RECORDS:
=-=-=
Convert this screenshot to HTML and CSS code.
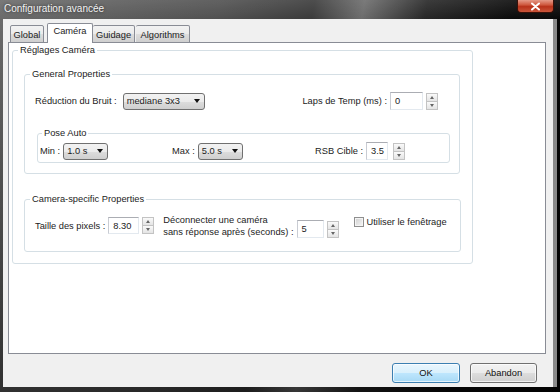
=-=-=
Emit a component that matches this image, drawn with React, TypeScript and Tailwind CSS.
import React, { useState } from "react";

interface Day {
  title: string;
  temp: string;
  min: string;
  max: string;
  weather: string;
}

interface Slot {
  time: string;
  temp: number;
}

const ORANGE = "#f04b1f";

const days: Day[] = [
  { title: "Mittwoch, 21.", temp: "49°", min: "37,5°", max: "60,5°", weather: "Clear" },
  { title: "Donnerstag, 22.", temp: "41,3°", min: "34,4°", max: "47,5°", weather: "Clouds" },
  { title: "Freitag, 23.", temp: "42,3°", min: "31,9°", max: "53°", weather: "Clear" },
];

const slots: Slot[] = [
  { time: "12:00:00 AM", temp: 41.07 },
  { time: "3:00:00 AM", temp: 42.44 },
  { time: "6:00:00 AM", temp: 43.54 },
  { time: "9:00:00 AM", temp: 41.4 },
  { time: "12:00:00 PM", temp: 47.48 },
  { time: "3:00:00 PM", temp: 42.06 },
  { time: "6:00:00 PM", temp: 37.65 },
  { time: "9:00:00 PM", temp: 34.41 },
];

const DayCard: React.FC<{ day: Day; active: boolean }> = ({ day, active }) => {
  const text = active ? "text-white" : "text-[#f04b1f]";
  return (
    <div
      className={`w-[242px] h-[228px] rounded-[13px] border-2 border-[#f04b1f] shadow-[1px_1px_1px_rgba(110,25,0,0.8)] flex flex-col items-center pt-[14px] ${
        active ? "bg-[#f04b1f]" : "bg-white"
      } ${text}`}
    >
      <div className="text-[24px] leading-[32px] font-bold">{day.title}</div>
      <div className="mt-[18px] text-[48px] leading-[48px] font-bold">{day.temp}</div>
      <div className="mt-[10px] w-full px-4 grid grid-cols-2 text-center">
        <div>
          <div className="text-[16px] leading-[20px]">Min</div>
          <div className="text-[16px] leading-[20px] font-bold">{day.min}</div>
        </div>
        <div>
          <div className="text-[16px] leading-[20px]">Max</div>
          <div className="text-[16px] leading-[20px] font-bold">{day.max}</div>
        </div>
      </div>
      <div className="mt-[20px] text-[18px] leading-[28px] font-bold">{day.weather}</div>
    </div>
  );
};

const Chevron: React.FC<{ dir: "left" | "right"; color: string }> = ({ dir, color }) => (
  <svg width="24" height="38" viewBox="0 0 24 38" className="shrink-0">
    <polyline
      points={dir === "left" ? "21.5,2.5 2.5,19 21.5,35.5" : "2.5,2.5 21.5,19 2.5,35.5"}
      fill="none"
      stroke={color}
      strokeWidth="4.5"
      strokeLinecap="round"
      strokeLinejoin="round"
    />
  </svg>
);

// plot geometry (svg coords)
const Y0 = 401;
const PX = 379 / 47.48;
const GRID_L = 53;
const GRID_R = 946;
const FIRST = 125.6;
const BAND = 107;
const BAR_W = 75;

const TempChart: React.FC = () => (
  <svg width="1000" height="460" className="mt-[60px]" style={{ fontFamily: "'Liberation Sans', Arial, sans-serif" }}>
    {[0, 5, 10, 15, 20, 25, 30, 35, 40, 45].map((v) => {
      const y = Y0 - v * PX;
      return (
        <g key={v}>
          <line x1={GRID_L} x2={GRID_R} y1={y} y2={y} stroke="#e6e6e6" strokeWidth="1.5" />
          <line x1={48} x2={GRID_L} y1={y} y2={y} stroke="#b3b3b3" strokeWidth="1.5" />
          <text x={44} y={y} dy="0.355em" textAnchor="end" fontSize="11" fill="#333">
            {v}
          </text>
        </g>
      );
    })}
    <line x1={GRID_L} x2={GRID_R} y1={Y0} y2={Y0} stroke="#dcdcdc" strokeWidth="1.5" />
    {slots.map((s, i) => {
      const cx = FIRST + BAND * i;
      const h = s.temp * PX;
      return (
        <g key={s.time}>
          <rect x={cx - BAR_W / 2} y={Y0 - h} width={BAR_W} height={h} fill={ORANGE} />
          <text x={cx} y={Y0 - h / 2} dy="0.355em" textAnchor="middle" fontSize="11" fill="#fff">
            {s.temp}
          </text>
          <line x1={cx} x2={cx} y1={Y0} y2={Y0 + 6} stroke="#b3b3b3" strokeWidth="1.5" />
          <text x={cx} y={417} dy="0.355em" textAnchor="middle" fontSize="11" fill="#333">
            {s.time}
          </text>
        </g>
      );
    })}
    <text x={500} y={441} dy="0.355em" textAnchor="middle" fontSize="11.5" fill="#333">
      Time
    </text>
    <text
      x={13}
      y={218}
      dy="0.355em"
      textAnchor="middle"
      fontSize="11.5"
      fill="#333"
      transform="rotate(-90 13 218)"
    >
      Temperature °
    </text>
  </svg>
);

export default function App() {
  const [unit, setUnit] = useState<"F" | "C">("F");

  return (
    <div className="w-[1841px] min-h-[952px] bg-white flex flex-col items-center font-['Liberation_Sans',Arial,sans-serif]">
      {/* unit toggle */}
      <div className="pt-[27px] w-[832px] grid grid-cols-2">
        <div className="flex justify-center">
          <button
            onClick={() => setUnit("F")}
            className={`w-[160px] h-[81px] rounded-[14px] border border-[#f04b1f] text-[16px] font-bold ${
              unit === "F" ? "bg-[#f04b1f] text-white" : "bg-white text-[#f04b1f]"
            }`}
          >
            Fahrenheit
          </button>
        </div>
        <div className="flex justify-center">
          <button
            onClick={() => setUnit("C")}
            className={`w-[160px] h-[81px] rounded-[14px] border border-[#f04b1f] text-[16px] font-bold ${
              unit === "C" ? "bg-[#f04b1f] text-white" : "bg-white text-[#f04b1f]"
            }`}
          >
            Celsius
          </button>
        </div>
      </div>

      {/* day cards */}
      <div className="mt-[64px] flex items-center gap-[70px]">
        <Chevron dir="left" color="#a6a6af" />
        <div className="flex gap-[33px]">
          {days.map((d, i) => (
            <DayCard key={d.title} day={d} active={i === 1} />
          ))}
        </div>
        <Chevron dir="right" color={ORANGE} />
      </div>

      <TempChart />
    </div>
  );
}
=-=-=
From the listing above, copy every line that includes the word "this".

COMPLETE OUTPUT:
Convert this screenshot to HTML and CSS code.
Emit a component that matches this image, drawn with React, TypeScript and Tailwind CSS.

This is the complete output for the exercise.